Menurut Finoza (2008: 152), subjek (S) adalah bagian-bagian kalimat yang menunjukkan pelaku, tokoh, sosok, sesuatu hal, atau suatu masalah yang menjadi pokok pembicaraan. Sebagian besar S diisi oleh kata benda/frasa nominal, klausa, atau fasa verbal. Kaidah bahasa Indonesia mensyaratkan setiap kata, frasa, dan klausa pembentuk S harus merujuk pada benda (konkret atau abstrak).
Menurut Harimurti Kridalaksan dalam Kamus Linguistik (2008: 229) subyek (sebject) bagian klausa yang menandai apa yang dikatakan oleh pembicara. Dalam klausa jalan licin berbahaya pembicara membicarakan jalan licin; bagian ini disebut subyek. Dalam beberapa bahasa, mis. Dalam bahasa Inggris, subyek menguasai predikat; bandingkan he dan they dalam he goes dan they go. Konsep ini dibedakan dari topik yang terdapat pada tingkat kalimat. (Definisi ini bertolak dari teori yang membedakan klausa dan kalimat).

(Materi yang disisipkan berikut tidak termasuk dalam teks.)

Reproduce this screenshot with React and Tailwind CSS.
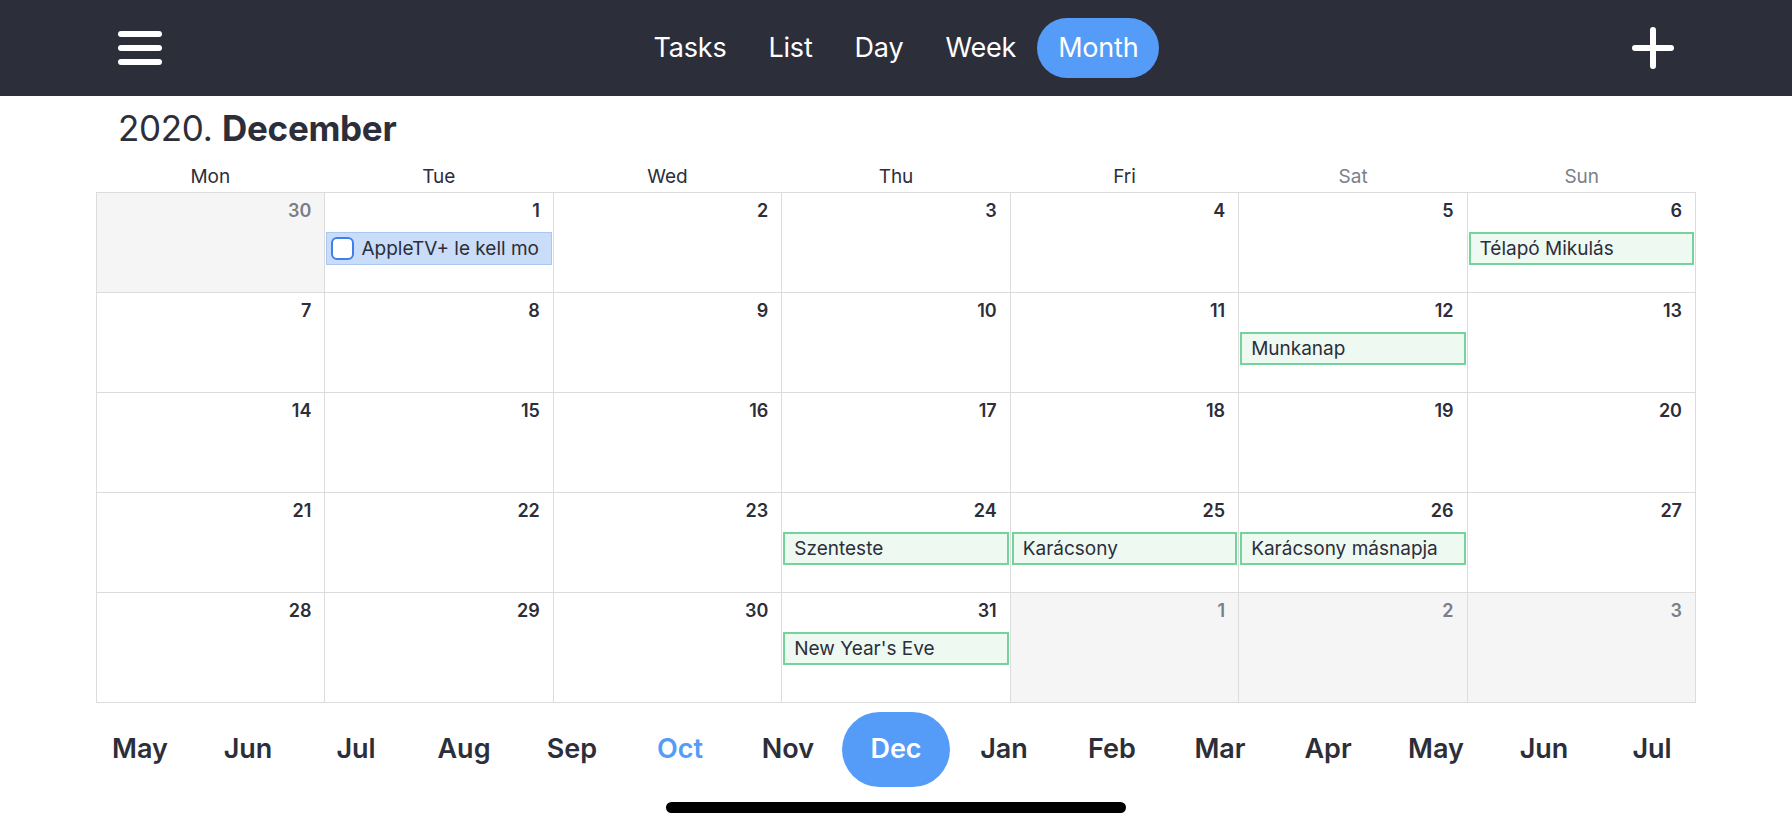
import React from "react";

const DARK = "text-[#2c2e3a]";

function Hamburger() {
  return (
    <div className="flex flex-col gap-[8px] w-[44px]">
      <div className="h-[6px] rounded-full bg-white" />
      <div className="h-[6px] rounded-full bg-white" />
      <div className="h-[6px] rounded-full bg-white" />
    </div>
  );
}

function Plus() {
  return (
    <svg width="42" height="42" viewBox="0 0 42 42" fill="none">
      <path d="M21 3v36M3 21h36" stroke="white" strokeWidth="6" strokeLinecap="round" />
    </svg>
  );
}

const weeks = [
  [
    { d: 30, out: true },
    { d: 1, task: "AppleTV+ le kell mo" },
    { d: 2 },
    { d: 3 },
    { d: 4 },
    { d: 5 },
    { d: 6, ev: "Télapó Mikulás" },
  ],
  [
    { d: 7 },
    { d: 8 },
    { d: 9 },
    { d: 10 },
    { d: 11 },
    { d: 12, ev: "Munkanap" },
    { d: 13 },
  ],
  [
    { d: 14 },
    { d: 15 },
    { d: 16 },
    { d: 17 },
    { d: 18 },
    { d: 19 },
    { d: 20 },
  ],
  [
    { d: 21 },
    { d: 22 },
    { d: 23 },
    { d: 24, ev: "Szenteste" },
    { d: 25, ev: "Karácsony" },
    { d: 26, ev: "Karácsony másnapja" },
    { d: 27 },
  ],
  [
    { d: 28 },
    { d: 29 },
    { d: 30 },
    { d: 31, ev: "New Year's Eve" },
    { d: 1, out: true },
    { d: 2, out: true },
    { d: 3, out: true },
  ],
];

const months = ["May", "Jun", "Jul", "Aug", "Sep", "Oct", "Nov", "Dec", "Jan", "Feb", "Mar", "Apr", "May", "Jun", "Jul"];

function Cell({ c, tall }) {
  return (
    <div
      className={
        "flex flex-col border-r border-b border-[#dcdcdc] min-w-0 " +
        (tall ? "h-[110px] " : "h-[100px] ") +
        (c.out ? "bg-[#f5f5f5]" : "bg-white")
      }
    >
      <div
        className={
          "pt-[6px] pr-[13px] text-right text-[18px] leading-[24px] font-semibold " +
          (c.out ? "text-[#7a7e88]" : DARK)
        }
      >
        {c.d}
      </div>
      {c.ev && (
        <div className="mt-[9px] mx-[1px] h-[33px] flex items-center border-2 border-[#74d29b] bg-[#eef9f2] pl-[9px] pt-[2px] overflow-hidden whitespace-nowrap">
          <span className={"text-[19px] " + DARK}>{c.ev}</span>
        </div>
      )}
      {c.task && (
        <div className="mt-[9px] mx-[1px] h-[33px] flex items-center border border-[#a9c8f1] bg-[#c9ddf8] pl-[4px] overflow-hidden whitespace-nowrap">
          <div className="w-[23px] h-[23px] shrink-0 rounded-[6px] border-[2.5px] border-[#3d7ff0] bg-white" />
          <span className={"ml-[7px] pt-[2px] text-[19px] " + DARK}>{c.task}</span>
        </div>
      )}
    </div>
  );
}

export default function App() {
  return (
    <div
      className="w-[1792px] h-[828px] bg-white flex flex-col overflow-hidden"
      style={{ fontFamily: "Inter, 'Noto Sans', sans-serif" }}
    >
      <header className="h-[96px] shrink-0 bg-[#2c2e3a] grid grid-cols-[1fr_auto_1fr] items-center px-[118px]">
        <div className="flex items-center">
          <Hamburger />
        </div>
        <nav className="flex items-center text-white text-[27px] tracking-[-0.2px]">
          {["Tasks", "List", "Day", "Week"].map((t) => (
            <div key={t} className="px-[21px] h-[60px] flex items-center">
              {t}
            </div>
          ))}
          <div className="px-[21px] h-[60px] flex items-center rounded-full bg-[#549cf7]">Month</div>
        </nav>
        <div className="flex justify-end items-center">
          <Plus />
        </div>
      </header>

      <div className={"pl-[118px] pt-[10px] text-[35px] leading-[44px] tracking-[-0.3px] " + DARK}>
        2020. <span className="font-bold">December</span>
      </div>

      <div className="mx-[96px] mt-[15px] grid grid-cols-7 text-[19px] leading-[24px]">
        {["Mon", "Tue", "Wed", "Thu", "Fri", "Sat", "Sun"].map((d, i) => (
          <div key={d} className={"text-center " + (i >= 5 ? "text-[#7c808a]" : DARK)}>
            {d}
          </div>
        ))}
      </div>

      <div className="mx-[96px] mt-[3px] grid grid-cols-7 border-t border-l border-[#dcdcdc]">
        {weeks.map((w, wi) => w.map((c, ci) => <Cell key={wi + "-" + ci} c={c} tall={wi === 4} />))}
      </div>

      <div className="mt-[9px] flex justify-center">
        {months.map((m, i) => (
          <div
            key={i}
            className={
              "w-[108px] h-[75px] flex items-center justify-center text-[27px] font-semibold " +
              (m === "Dec" && i === 7
                ? "bg-[#549cf7] text-white rounded-full"
                : m === "Oct"
                ? "text-[#549cf7]"
                : DARK)
            }
          >
            {m}
          </div>
        ))}
      </div>

      <div className="mt-[15px] flex justify-center">
        <div className="w-[460px] h-[11px] rounded-full bg-black" />
      </div>
    </div>
  );
}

Subjek atau pokok kalimat merupakan unsur utama kalimat. Subjek menentukan kejelasan makna kalimat. Penempatan subjek yang tidak tepat, dapat mengaburkan makna kalimat. Keberadaan subjek dalam kalimat berfungsi:
1.             Membentuk kalimat dasar, kalimat luas, kalimat tunggal, kalimat majemuk.
2.             Memperjelas makna.
3.             Menjadi pokok pikiran.
4.             Menegaskan makna
5.             Memperjelas pikiran ungkapan
6.             Membentuk kesatuan pikiran. 
Ciri-ciri subjek 
1.             Jawaban apa atau siapa 
2.             Didahului kata bahwa 
3.             Berupa kata atau frasa benda (nomina) 

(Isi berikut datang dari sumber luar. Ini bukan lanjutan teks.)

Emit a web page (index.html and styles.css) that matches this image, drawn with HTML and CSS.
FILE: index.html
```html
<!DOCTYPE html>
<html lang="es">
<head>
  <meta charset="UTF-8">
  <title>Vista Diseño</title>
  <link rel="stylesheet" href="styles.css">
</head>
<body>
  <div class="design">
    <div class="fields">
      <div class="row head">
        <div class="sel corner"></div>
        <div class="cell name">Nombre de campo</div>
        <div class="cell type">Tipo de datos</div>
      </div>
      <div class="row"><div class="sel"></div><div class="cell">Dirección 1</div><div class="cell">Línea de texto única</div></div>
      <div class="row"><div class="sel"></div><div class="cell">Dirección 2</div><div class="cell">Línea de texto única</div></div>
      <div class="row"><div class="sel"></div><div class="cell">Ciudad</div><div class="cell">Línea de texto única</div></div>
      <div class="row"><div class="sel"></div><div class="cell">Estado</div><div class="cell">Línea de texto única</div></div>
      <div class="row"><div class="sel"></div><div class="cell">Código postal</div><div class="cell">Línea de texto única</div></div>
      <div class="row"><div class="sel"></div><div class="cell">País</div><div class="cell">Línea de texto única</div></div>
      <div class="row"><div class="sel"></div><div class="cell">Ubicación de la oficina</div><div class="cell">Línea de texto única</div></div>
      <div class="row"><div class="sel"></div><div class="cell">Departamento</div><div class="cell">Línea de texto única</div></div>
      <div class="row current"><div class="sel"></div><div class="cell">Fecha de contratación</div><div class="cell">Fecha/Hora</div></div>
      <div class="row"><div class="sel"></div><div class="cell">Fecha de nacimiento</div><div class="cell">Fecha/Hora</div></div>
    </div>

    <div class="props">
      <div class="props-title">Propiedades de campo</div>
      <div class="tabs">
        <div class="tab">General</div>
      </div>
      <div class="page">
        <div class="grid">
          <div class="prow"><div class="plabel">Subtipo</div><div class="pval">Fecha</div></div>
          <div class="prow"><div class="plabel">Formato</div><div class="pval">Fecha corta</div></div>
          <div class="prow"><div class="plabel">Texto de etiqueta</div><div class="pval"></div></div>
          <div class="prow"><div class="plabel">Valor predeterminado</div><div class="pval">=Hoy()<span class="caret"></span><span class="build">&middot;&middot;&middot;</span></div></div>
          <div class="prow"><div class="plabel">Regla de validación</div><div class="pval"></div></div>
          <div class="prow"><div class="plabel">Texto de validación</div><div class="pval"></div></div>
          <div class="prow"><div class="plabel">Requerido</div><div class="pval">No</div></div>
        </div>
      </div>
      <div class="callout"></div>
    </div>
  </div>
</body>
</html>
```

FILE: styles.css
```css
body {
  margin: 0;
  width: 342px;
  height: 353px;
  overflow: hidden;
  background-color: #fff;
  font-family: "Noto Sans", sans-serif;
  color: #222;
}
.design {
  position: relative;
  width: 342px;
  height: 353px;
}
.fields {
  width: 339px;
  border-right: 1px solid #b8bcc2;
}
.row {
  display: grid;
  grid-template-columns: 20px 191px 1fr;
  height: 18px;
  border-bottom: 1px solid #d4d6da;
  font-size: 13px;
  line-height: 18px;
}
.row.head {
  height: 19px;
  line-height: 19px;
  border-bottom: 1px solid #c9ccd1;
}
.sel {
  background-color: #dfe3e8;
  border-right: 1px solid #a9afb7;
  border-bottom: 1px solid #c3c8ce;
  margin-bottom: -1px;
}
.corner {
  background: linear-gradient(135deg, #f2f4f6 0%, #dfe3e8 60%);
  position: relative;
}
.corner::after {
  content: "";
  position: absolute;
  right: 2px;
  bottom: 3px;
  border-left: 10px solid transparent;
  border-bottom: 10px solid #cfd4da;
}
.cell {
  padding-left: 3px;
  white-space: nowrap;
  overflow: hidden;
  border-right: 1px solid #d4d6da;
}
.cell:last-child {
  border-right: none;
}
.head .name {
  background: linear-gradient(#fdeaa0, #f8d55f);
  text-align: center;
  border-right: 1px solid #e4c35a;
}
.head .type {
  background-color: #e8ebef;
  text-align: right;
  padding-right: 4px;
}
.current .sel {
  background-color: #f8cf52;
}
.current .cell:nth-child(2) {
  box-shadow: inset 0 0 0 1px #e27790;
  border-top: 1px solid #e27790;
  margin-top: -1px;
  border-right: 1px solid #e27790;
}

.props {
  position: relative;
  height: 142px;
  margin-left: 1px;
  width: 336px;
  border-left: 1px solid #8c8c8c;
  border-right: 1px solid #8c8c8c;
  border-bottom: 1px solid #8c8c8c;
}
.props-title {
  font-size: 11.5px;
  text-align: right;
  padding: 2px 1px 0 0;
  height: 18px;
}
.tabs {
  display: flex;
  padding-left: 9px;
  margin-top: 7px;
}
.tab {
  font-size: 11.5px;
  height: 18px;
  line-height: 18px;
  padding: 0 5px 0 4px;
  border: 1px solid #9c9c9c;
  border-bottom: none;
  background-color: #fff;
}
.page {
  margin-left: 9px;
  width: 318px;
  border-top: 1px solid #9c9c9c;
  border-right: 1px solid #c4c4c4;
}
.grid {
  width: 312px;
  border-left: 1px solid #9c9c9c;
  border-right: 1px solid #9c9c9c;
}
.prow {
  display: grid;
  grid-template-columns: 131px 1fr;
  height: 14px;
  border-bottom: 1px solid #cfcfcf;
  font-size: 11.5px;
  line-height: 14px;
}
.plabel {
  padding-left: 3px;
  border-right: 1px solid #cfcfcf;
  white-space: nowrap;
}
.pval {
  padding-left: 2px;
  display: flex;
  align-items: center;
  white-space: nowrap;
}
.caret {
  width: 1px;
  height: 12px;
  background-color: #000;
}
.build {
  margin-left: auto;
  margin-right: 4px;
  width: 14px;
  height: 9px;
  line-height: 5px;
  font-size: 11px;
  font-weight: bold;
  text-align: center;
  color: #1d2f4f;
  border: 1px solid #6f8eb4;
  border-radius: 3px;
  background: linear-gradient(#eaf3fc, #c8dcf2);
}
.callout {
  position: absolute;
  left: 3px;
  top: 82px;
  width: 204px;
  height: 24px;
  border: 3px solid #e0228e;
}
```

4.             Disertai dengan kata ini atau itu 
5.             Disertai pewatas yang 
6.             Kata sifat didahului kata si atau sang: si cantik, si hitam, sang perkasa 
7.             Tidak didahului preposisi: di, dalam, pada, kepada, bagi, untuk, dari, menurut, berdasarkan, dan lain-lain. 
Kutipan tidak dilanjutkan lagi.